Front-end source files
::::
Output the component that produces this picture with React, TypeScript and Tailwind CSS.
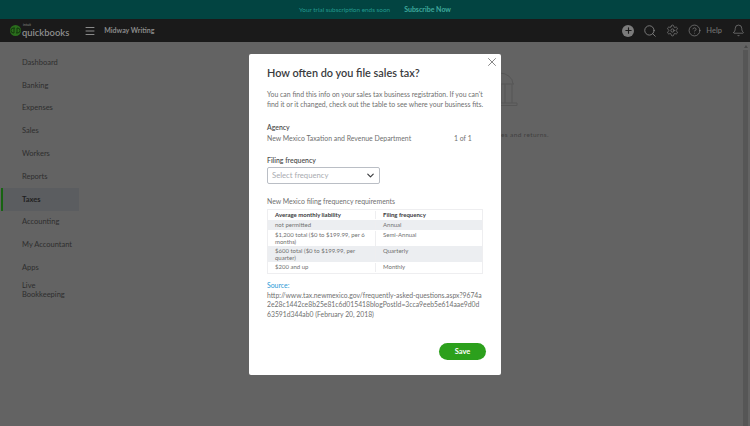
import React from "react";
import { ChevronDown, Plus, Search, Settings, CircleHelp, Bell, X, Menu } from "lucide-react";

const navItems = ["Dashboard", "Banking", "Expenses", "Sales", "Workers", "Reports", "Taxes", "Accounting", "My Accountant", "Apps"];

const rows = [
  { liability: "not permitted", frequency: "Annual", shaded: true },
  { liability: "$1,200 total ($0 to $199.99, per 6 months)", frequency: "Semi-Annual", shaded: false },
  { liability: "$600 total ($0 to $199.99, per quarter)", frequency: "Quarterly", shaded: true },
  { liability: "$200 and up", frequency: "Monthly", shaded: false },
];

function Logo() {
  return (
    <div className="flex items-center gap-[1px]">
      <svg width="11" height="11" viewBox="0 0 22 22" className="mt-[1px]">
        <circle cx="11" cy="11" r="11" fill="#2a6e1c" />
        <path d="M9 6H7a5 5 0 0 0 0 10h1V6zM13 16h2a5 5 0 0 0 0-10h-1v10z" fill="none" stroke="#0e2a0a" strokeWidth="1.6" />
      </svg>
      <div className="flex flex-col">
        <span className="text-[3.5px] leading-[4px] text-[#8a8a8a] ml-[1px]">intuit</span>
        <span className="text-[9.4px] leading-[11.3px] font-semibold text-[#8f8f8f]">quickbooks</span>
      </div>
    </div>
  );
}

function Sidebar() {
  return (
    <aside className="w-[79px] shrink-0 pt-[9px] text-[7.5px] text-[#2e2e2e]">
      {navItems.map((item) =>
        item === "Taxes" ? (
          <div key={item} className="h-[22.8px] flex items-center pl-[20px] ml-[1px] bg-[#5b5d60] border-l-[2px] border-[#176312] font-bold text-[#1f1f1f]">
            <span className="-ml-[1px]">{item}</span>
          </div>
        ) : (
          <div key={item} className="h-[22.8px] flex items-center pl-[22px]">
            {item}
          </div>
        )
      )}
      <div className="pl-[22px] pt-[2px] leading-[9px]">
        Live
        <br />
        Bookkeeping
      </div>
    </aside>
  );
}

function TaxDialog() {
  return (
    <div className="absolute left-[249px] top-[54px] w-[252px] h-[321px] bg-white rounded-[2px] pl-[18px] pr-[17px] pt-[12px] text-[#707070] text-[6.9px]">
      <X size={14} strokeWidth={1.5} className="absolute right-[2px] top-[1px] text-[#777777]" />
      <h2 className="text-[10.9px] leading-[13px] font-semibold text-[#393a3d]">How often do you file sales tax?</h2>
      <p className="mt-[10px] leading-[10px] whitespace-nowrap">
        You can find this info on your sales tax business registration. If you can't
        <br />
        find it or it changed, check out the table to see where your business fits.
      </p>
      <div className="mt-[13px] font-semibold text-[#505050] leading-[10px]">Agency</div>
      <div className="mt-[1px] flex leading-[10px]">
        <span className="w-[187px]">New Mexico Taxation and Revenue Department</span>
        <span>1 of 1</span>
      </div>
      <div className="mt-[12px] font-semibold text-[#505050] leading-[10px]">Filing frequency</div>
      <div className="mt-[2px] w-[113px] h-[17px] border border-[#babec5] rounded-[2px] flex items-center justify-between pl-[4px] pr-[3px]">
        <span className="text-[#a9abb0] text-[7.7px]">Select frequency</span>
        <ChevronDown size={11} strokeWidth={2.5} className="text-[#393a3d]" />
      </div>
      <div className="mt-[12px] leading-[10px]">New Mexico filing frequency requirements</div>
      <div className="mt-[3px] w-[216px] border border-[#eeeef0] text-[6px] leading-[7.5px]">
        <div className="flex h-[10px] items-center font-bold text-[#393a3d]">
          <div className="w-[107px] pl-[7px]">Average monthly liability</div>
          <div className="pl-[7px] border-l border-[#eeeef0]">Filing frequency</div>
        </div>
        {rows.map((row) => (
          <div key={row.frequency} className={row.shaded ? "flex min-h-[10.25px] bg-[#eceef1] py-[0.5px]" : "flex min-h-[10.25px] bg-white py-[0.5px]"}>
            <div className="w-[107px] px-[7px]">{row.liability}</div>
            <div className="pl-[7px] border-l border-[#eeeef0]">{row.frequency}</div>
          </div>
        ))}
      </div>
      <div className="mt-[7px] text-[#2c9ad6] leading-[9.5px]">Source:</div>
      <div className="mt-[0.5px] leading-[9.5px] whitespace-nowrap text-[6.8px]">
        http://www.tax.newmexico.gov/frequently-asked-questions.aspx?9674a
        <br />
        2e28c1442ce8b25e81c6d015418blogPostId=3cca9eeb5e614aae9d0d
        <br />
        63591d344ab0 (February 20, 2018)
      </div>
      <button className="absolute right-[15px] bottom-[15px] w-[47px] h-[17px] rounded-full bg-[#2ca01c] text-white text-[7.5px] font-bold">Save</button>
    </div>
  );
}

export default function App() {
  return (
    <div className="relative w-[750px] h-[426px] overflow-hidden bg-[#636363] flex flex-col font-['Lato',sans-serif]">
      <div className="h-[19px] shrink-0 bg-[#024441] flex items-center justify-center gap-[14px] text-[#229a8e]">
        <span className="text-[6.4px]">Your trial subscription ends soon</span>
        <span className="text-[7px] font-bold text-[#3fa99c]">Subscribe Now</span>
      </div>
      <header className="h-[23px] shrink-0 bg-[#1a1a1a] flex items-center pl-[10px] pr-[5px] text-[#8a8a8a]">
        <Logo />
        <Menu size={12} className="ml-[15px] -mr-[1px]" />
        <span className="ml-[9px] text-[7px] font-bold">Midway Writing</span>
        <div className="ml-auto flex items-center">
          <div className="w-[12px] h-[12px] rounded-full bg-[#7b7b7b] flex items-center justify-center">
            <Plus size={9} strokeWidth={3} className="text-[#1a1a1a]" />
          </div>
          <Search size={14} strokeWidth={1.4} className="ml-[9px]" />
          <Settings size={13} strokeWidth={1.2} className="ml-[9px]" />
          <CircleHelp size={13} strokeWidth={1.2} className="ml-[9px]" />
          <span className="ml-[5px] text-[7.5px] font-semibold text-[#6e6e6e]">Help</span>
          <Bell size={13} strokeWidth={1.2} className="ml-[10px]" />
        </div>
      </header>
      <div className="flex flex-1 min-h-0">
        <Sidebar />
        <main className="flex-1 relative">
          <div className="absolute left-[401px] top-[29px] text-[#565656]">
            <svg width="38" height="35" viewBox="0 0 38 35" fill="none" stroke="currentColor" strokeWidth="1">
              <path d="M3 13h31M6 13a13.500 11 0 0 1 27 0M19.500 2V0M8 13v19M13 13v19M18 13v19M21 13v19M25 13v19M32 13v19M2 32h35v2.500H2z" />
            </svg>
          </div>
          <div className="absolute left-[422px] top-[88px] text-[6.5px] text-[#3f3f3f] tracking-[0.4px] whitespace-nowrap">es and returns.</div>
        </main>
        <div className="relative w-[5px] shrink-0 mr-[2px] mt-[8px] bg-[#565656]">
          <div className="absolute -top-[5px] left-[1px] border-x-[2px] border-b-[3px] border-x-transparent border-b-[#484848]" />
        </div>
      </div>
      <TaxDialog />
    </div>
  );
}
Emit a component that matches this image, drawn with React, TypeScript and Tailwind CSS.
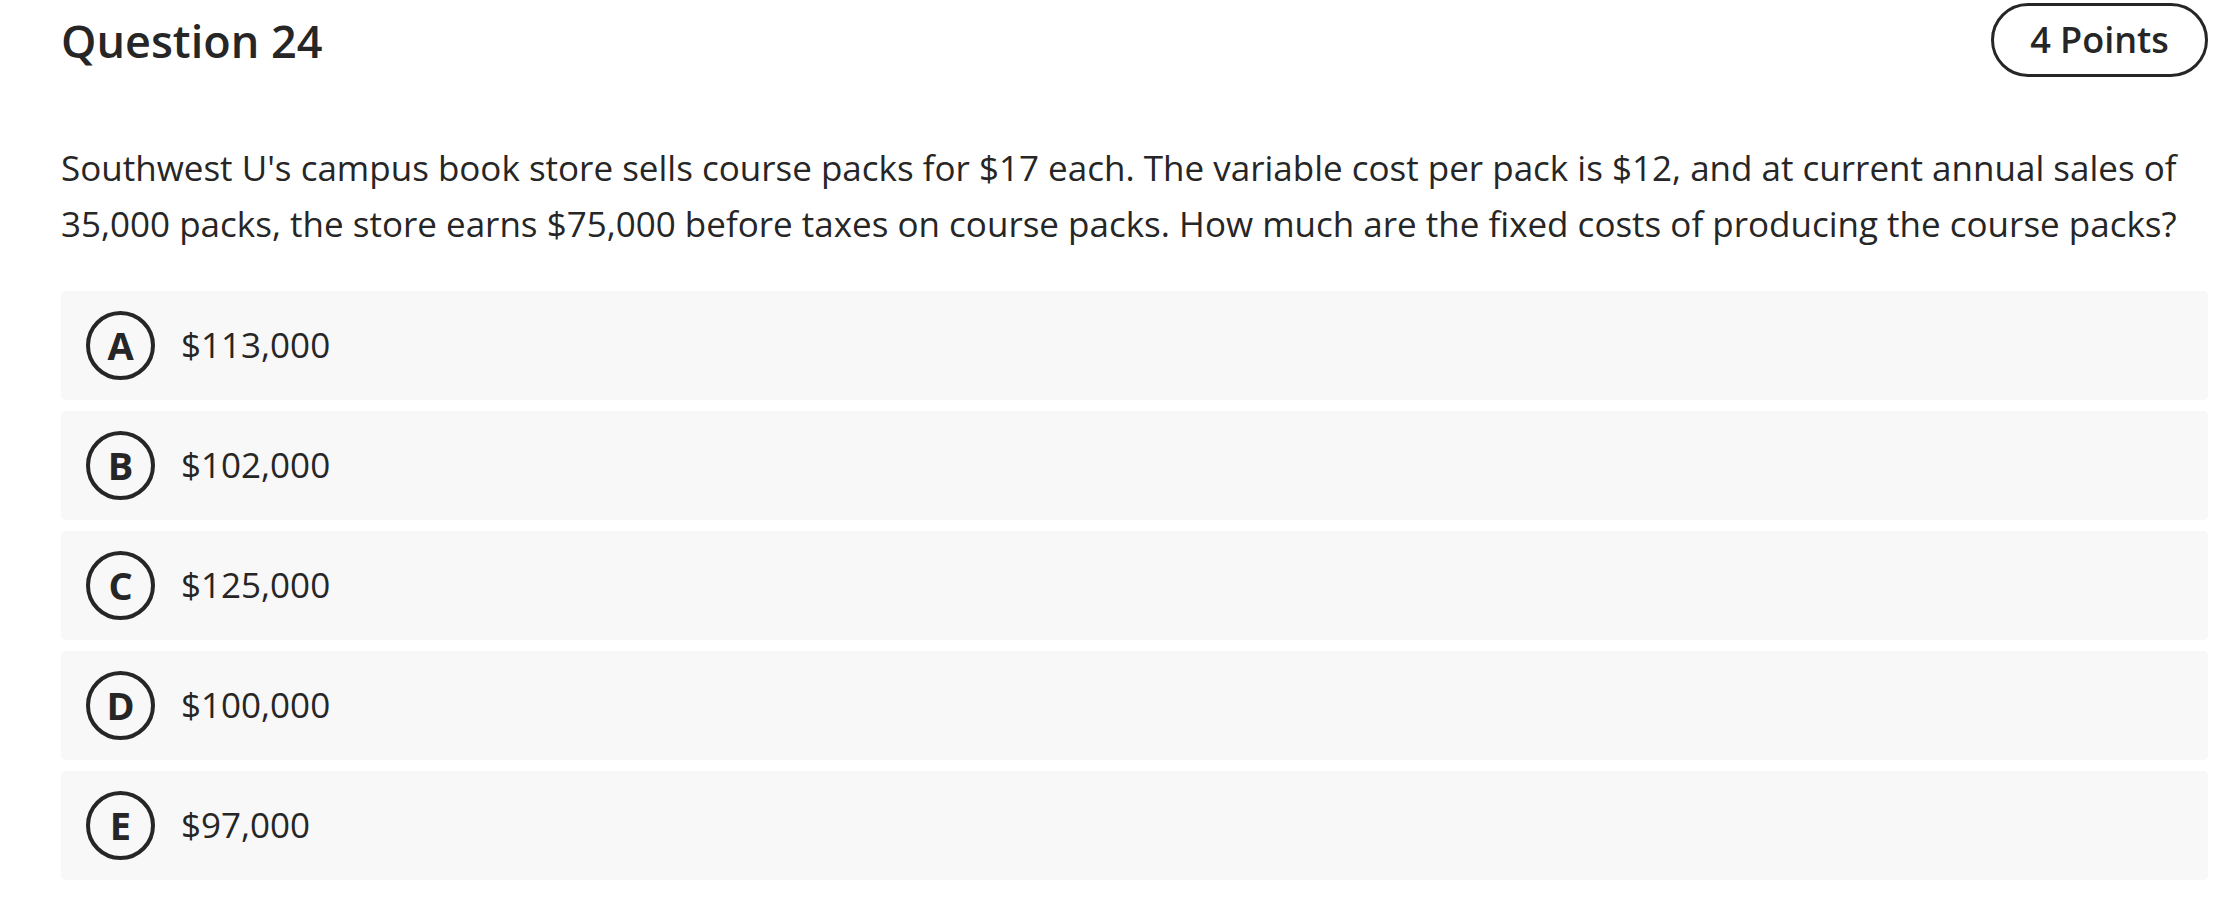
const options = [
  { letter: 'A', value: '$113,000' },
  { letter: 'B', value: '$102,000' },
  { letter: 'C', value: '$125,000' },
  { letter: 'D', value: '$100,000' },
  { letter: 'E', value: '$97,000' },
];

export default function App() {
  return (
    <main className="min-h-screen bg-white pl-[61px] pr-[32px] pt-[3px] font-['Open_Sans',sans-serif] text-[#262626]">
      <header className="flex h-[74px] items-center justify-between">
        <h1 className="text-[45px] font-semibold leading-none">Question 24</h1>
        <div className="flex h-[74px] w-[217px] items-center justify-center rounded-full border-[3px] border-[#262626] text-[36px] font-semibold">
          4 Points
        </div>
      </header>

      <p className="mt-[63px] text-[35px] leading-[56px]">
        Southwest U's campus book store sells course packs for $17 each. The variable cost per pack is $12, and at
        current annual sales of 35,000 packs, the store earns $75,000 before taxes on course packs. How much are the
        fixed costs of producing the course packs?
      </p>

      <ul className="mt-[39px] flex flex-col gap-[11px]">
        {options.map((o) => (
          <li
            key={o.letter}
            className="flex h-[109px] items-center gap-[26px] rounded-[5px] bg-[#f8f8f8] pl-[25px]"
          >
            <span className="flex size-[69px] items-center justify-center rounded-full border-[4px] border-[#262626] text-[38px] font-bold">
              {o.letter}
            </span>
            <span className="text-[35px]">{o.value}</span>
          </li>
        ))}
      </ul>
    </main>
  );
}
::::
> [Aim]: Locate the word "Tailwind" in the records and collect each line it appears in.

> [Correct response]:
Output the component that produces this picture with React, TypeScript and Tailwind CSS.
Emit a component that matches this image, drawn with React, TypeScript and Tailwind CSS.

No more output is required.